> _Collected material_
═══

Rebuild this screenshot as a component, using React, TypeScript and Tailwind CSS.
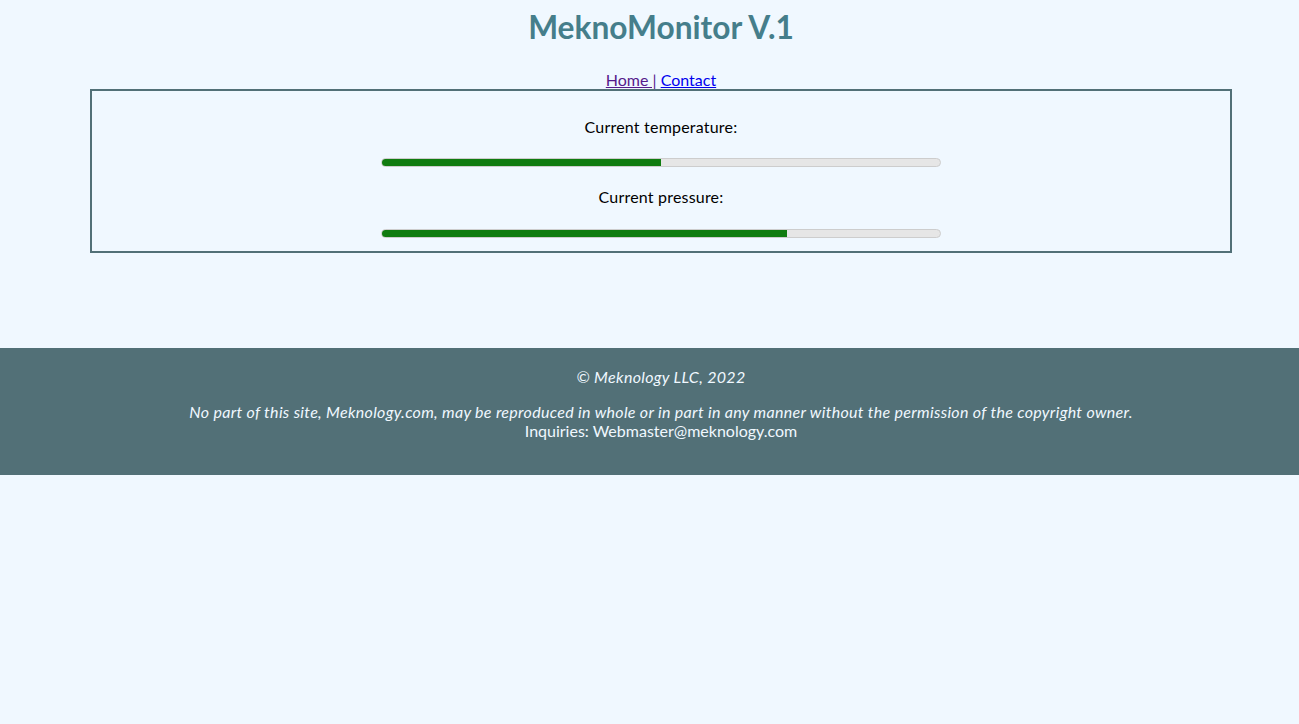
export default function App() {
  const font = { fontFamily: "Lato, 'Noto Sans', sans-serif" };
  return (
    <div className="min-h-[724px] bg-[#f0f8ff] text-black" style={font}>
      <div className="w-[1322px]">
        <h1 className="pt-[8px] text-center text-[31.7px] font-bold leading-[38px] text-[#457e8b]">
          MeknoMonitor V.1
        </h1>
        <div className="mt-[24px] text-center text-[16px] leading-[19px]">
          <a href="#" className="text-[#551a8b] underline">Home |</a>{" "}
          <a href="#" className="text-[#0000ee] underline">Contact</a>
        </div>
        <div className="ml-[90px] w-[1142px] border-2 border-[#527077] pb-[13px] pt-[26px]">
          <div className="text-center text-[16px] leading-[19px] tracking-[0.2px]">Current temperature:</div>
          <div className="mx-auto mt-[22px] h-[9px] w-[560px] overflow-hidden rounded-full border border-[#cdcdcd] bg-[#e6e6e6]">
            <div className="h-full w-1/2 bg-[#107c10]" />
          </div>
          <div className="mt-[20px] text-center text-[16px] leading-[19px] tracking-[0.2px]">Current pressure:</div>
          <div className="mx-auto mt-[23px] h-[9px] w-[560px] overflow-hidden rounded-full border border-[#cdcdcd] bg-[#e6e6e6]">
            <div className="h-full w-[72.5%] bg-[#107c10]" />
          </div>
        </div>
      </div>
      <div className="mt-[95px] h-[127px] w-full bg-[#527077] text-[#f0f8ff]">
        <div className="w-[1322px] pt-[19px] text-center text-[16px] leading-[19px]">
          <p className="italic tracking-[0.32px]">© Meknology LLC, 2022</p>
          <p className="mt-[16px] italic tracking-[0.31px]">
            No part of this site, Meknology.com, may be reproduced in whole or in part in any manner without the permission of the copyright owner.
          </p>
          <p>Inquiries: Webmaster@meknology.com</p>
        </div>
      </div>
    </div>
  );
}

═══

Tally up how many lines in the preceding listing contain the word "this". Give nothing but the number.

2